What needs to be done ▸
Report, as a bare number, how many lines hold "index".
┄┄┄┄┄┄┄┄┄┄
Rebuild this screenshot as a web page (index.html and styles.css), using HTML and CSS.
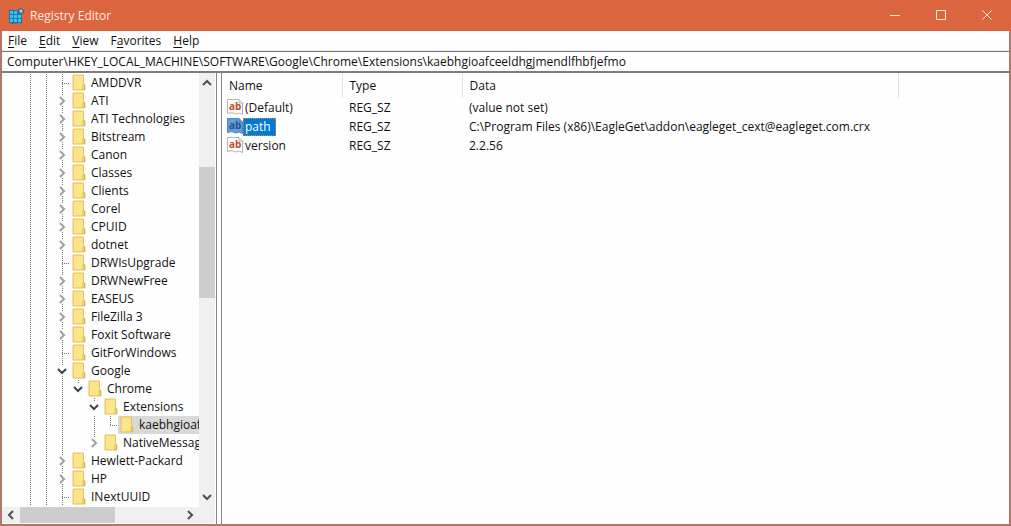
FILE: index.html
```html
<!DOCTYPE html>
<html lang="en">
<head>
    <meta charset="UTF-8">
    <meta name="viewport" content="width=device-width, initial-scale=1.0">
    <title>Registry Editor</title>
    <link rel="stylesheet" href="styles.css">
</head>
<body>
    <!-- shared icons -->
    <svg class="defs" width="0" height="0">
        <symbol id="folder" viewBox="0 0 14 17">
            <path d="M1 1H11.5V10.5L13 11.5V16H1Z" fill="#f9df82" stroke="#e3c35c"/>
            <path d="M2 2H11V15H2Z" fill="#fde48c"/>
            <path d="M11 15.5V11.5L12.5 10.5V15.5Z" fill="#fff0ae" stroke="#d9b750"/>
        </symbol>
        <symbol id="right" viewBox="0 0 10 10">
            <path d="M3 1L7 5L3 9" fill="none" stroke="currentColor" stroke-width="2"/>
        </symbol>
        <symbol id="down" viewBox="0 0 10 10">
            <path d="M1 3L5 7L9 3" fill="none" stroke="currentColor" stroke-width="2"/>
        </symbol>
        <symbol id="up" viewBox="0 0 10 10">
            <path d="M1 7L5 3L9 7" fill="none" stroke="currentColor" stroke-width="2"/>
        </symbol>
        <symbol id="left" viewBox="0 0 10 10">
            <path d="M7 1L3 5L7 9" fill="none" stroke="currentColor" stroke-width="2"/>
        </symbol>
        <symbol id="string" viewBox="0 0 16 16">
            <path class="sheet" d="M.5 .5H12L15.500 4V15.500L12 14L9 15L5 13.500L.5 14.500Z"/>
            <path class="fold" d="M12 .5V4H15.500"/>
            <text x="2" y="11">ab</text>
        </symbol>
    </svg>

    <div class="window">
        <header class="titlebar">
            <svg class="app-icon" viewBox="0 0 16 16">
                <path d="M1 2H12V5H14V15L3 16L1 14Z" fill="#1878a6"/>
                <path d="M2 3h3v3H2zM6 3h3v3H6zM2 7h3v3H2zM6 7h3v3H6zM10 7h3v3h-3zM2 11h3v3H2zM6 11h3v3H6zM10 11h3v3h-3z" fill="#3fc0f5"/>
                <path d="M10 1L13 0L16 2V5L13 6L10 4Z" fill="#4a6f7c"/>
                <circle cx="13" cy="3" r="1.500" fill="#b5d5de"/>
            </svg>
            <h1>Registry Editor</h1>
            <div class="controls">
                <button aria-label="Minimize"><svg viewBox="0 0 10 10"><path d="M0 5.500H10"/></svg></button>
                <button aria-label="Maximize"><svg viewBox="0 0 10 10"><path d="M.5 .5H9.500V9.500H.5Z"/></svg></button>
                <button aria-label="Close"><svg viewBox="0 0 10 10"><path d="M.5 .5L9.500 9.500M9.500 .5L.5 9.500"/></svg></button>
            </div>
        </header>

        <nav class="menu">
            <button><u>F</u>ile</button>
            <button><u>E</u>dit</button>
            <button><u>V</u>iew</button>
            <button>F<u>a</u>vorites</button>
            <button><u>H</u>elp</button>
        </nav>

        <input class="address" type="text" aria-label="Address" value="Computer\HKEY_LOCAL_MACHINE\SOFTWARE\Google\Chrome\Extensions\kaebhgioafceeldhgjmendlfhbfjefmo">

        <main class="panes">
            <section class="tree-pane">
                <ul class="tree">
                    <li><i class="line"></i><i class="line"></i><i class="line branch"></i><svg class="folder"><use href="#folder"/></svg><span>AMDDVR</span></li>
                    <li><i class="line"></i><i class="line"></i><button class="line" aria-label="Expand"><svg><use href="#right"/></svg></button><svg class="folder"><use href="#folder"/></svg><span>ATI</span></li>
                    <li><i class="line"></i><i class="line"></i><button class="line" aria-label="Expand"><svg><use href="#right"/></svg></button><svg class="folder"><use href="#folder"/></svg><span>ATI Technologies</span></li>
                    <li><i class="line"></i><i class="line"></i><button class="line" aria-label="Expand"><svg><use href="#right"/></svg></button><svg class="folder"><use href="#folder"/></svg><span>Bitstream</span></li>
                    <li><i class="line"></i><i class="line"></i><button class="line" aria-label="Expand"><svg><use href="#right"/></svg></button><svg class="folder"><use href="#folder"/></svg><span>Canon</span></li>
                    <li><i class="line"></i><i class="line"></i><button class="line" aria-label="Expand"><svg><use href="#right"/></svg></button><svg class="folder"><use href="#folder"/></svg><span>Classes</span></li>
                    <li><i class="line"></i><i class="line"></i><button class="line" aria-label="Expand"><svg><use href="#right"/></svg></button><svg class="folder"><use href="#folder"/></svg><span>Clients</span></li>
                    <li><i class="line"></i><i class="line"></i><button class="line" aria-label="Expand"><svg><use href="#right"/></svg></button><svg class="folder"><use href="#folder"/></svg><span>Corel</span></li>
                    <li><i class="line"></i><i class="line"></i><button class="line" aria-label="Expand"><svg><use href="#right"/></svg></button><svg class="folder"><use href="#folder"/></svg><span>CPUID</span></li>
                    <li><i class="line"></i><i class="line"></i><button class="line" aria-label="Expand"><svg><use href="#right"/></svg></button><svg class="folder"><use href="#folder"/></svg><span>dotnet</span></li>
                    <li><i class="line"></i><i class="line"></i><i class="line branch"></i><svg class="folder"><use href="#folder"/></svg><span>DRWIsUpgrade</span></li>
                    <li><i class="line"></i><i class="line"></i><button class="line" aria-label="Expand"><svg><use href="#right"/></svg></button><svg class="folder"><use href="#folder"/></svg><span>DRWNewFree</span></li>
                    <li><i class="line"></i><i class="line"></i><button class="line" aria-label="Expand"><svg><use href="#right"/></svg></button><svg class="folder"><use href="#folder"/></svg><span>EASEUS</span></li>
                    <li><i class="line"></i><i class="line"></i><button class="line" aria-label="Expand"><svg><use href="#right"/></svg></button><svg class="folder"><use href="#folder"/></svg><span>FileZilla 3</span></li>
                    <li><i class="line"></i><i class="line"></i><button class="line" aria-label="Expand"><svg><use href="#right"/></svg></button><svg class="folder"><use href="#folder"/></svg><span>Foxit Software</span></li>
                    <li><i class="line"></i><i class="line"></i><i class="line branch"></i><svg class="folder"><use href="#folder"/></svg><span>GitForWindows</span></li>
                    <li><i class="line"></i><i class="line"></i><button class="line open" aria-label="Collapse"><svg><use href="#down"/></svg></button><svg class="folder"><use href="#folder"/></svg><span>Google</span></li>
                    <li><i class="line"></i><i class="line"></i><i class="line"></i><button class="stub open" aria-label="Collapse"><svg><use href="#down"/></svg></button><svg class="folder"><use href="#folder"/></svg><span>Chrome</span></li>
                    <li><i class="line"></i><i class="line"></i><i class="line"></i><i></i><button class="stub open" aria-label="Collapse"><svg><use href="#down"/></svg></button><svg class="folder"><use href="#folder"/></svg><span>Extensions</span></li>
                    <li><i class="line"></i><i class="line"></i><i class="line"></i><i></i><i class="line"></i><i class="corner branch"></i><div class="current"><svg class="folder"><use href="#folder"/></svg><span>kaebhgioaf</span></div></li>
                    <li><i class="line"></i><i class="line"></i><i class="line"></i><i></i><button class="stub" aria-label="Expand"><svg><use href="#right"/></svg></button><svg class="folder"><use href="#folder"/></svg><span>NativeMessag</span></li>
                    <li><i class="line"></i><i class="line"></i><button class="line" aria-label="Expand"><svg><use href="#right"/></svg></button><svg class="folder"><use href="#folder"/></svg><span>Hewlett-Packard</span></li>
                    <li><i class="line"></i><i class="line"></i><button class="line" aria-label="Expand"><svg><use href="#right"/></svg></button><svg class="folder"><use href="#folder"/></svg><span>HP</span></li>
                    <li><i class="line"></i><i class="line"></i><i class="line branch"></i><svg class="folder"><use href="#folder"/></svg><span>INextUUID</span></li>
                </ul>
                <div class="scroll vertical">
                    <button aria-label="Scroll up"><svg><use href="#up"/></svg></button>
                    <div class="track"><div class="thumb"></div></div>
                    <button aria-label="Scroll down"><svg><use href="#down"/></svg></button>
                </div>
                <div class="scroll horizontal">
                    <button aria-label="Scroll left"><svg><use href="#left"/></svg></button>
                    <div class="track"><div class="thumb"></div></div>
                    <button aria-label="Scroll right"><svg><use href="#right"/></svg></button>
                </div>
            </section>

            <section class="list-pane">
                <table>
                    <thead>
                        <tr><th class="col">Name</th><th class="col">Type</th><th class="col-data">Data</th><th class="rest"></th></tr>
                    </thead>
                    <tbody>
                        <tr>
                            <td><div class="name"><svg><use href="#string"/></svg><span>(Default)</span></div></td>
                            <td>REG_SZ</td>
                            <td>(value not set)</td>
                        </tr>
                        <tr class="selected">
                            <td><div class="name"><svg><use href="#string"/></svg><span>path</span></div></td>
                            <td>REG_SZ</td>
                            <td>C:\Program Files (x86)\EagleGet\addon\eagleget_cext@eagleget.com.crx</td>
                        </tr>
                        <tr>
                            <td><div class="name"><svg><use href="#string"/></svg><span>version</span></div></td>
                            <td>REG_SZ</td>
                            <td>2.2.56</td>
                        </tr>
                    </tbody>
                </table>
            </section>
        </main>
    </div>
</body>
</html>
```
FILE: styles.css
```css
*{
    padding: 0;
    margin: 0;
    box-sizing: border-box;
}

body{
    font: 12px/18px "Open Sans", "Noto Sans", sans-serif;
    color: #111;
}

button, input{
    font: inherit;
    color: inherit;
    border: none;
    background: none;
}

.defs{
    position: absolute;
}

.window{
    display: flex;
    flex-direction: column;
    height: 100vh;
    background-color: #fefefe;
    border: 2px solid #b97468;
    border-top: none;
}

/* title bar */
.titlebar{
    display: flex;
    align-items: center;
    height: 31px;
    margin: 0 -2px;
    padding: 0 1px 0 8px;
    background-color: #db653f;
    color: #fdeee0;
}

.app-icon{
    width: 16px;
    height: 16px;
    margin-right: 6px;
}

.titlebar h1{
    flex: 1;
    font-size: 12px;
    font-weight: normal;
}

.controls{
    display: flex;
}

.controls button{
    width: 46px;
    height: 30px;
}

.controls svg{
    width: 10px;
    height: 10px;
    fill: none;
    stroke: #fdeee0;
}

/* menu and address */
.menu{
    display: flex;
    gap: 12px;
    height: 20px;
    padding-left: 6px;
    border-bottom: 1px solid #eee;
}

.menu u{
    text-underline-offset: 2px;
}

.address{
    height: 22px;
    padding-left: 5px;
    border-top: 1px solid #777;
    border-bottom: 2px solid #7c7f7c;
    outline: none;
}

.panes{
    display: flex;
    flex: 1;
    min-height: 0;
}

/* tree */
.tree-pane{
    display: grid;
    grid-template-columns: 1fr 16px;
    grid-template-rows: 1fr 16px;
    width: 215px;
    padding: 0 1px 1px 0;
    border-right: 1px solid #888;
}

.tree{
    min-width: 0;
    min-height: 0;
    padding: 1px 0 0 20px;
    overflow: hidden;
    list-style: none;
}

.tree li{
    display: flex;
    height: 18px;
    white-space: nowrap;
}

.tree i, .tree button{
    flex: none;
    width: 16px;
    height: 18px;
}

.tree button{
    display: flex;
    align-items: center;
    justify-content: center;
    color: #a0a0a0;
}

.tree button.open{
    color: #444;
}

.tree button svg{
    width: 10px;
    height: 10px;
    background-color: #fefefe;
}

.line, .corner, .stub{
    background: repeating-linear-gradient(#777 0 1px, transparent 1px 2px) 8px 0 / 1px 100% no-repeat;
}

.corner{
    background-size: 1px 10px;
}

.stub{
    background-size: 1px 3px;
}

.branch::after{
    content: "";
    display: block;
    height: 1px;
    margin: 9px 0 0 8px;
    background: repeating-linear-gradient(90deg, #777 0 1px, transparent 1px 2px);
}

.folder{
    flex: none;
    width: 14px;
    height: 17px;
    margin: 0 3px 0 2px;
}

.tree span{
    padding-left: 2px;
}

.current{
    display: flex;
    flex: 1;
    background-color: #d9d9d9;
}

/* scroll bars */
.scroll{
    display: flex;
    background-color: #f0f0f0;
}

.scroll button{
    display: flex;
    align-items: center;
    justify-content: center;
    width: 16px;
    height: 16px;
    color: #505050;
}

.scroll svg{
    width: 10px;
    height: 10px;
}

.track{
    flex: 1;
}

.thumb{
    background-color: #cdcdcd;
}

.vertical{
    flex-direction: column;
    padding: 2px 0;
}

.vertical .thumb{
    height: 33%;
    margin-top: 76px;
}

.horizontal{
    grid-column: 1 / 3;
    padding: 0 17px 0 1px;
}

.horizontal .thumb{
    width: 58%;
    height: 100%;
    margin-left: 1px;
}

/* values */
.list-pane{
    flex: 1;
    min-width: 0;
    margin-left: 4px;
    border-left: 1px solid #888;
}

table{
    width: 100%;
    table-layout: fixed;
    border-collapse: collapse;
}

th{
    height: 25px;
    padding-left: 7px;
    border-right: 1px solid #e2e2e2;
    font-weight: normal;
    text-align: left;
}

.col{
    width: 120px;
}

.col-data{
    width: 436px;
}

.rest{
    border: none;
}

td{
    height: 19px;
    padding-left: 7px;
    white-space: nowrap;
}

td:first-child{
    padding-left: 5px;
}

.name{
    --paper: #fff;
    --edge: #b5b5b5;
    display: flex;
}

.name svg{
    width: 16px;
    height: 16px;
    font: bold 10px "Open Sans", sans-serif;
    fill: #bf4a2c;
}

.sheet{
    fill: var(--paper);
    stroke: var(--edge);
}

.fold{
    fill: none;
    stroke: var(--edge);
}

.name span{
    padding: 0 3px 0 2px;
}

.selected .name{
    --paper: #5f9fdc;
    --edge: #4a86c4;
}

.selected .name svg{
    fill: #2d4f86;
}

.selected .name span{
    padding-right: 5px;
    background-color: #0078d7;
    color: #fff;
    outline: 1px dotted #e08a3c;
    outline-offset: -1px;
}
```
┄┄┄┄┄┄┄┄┄┄
Task response ▸
2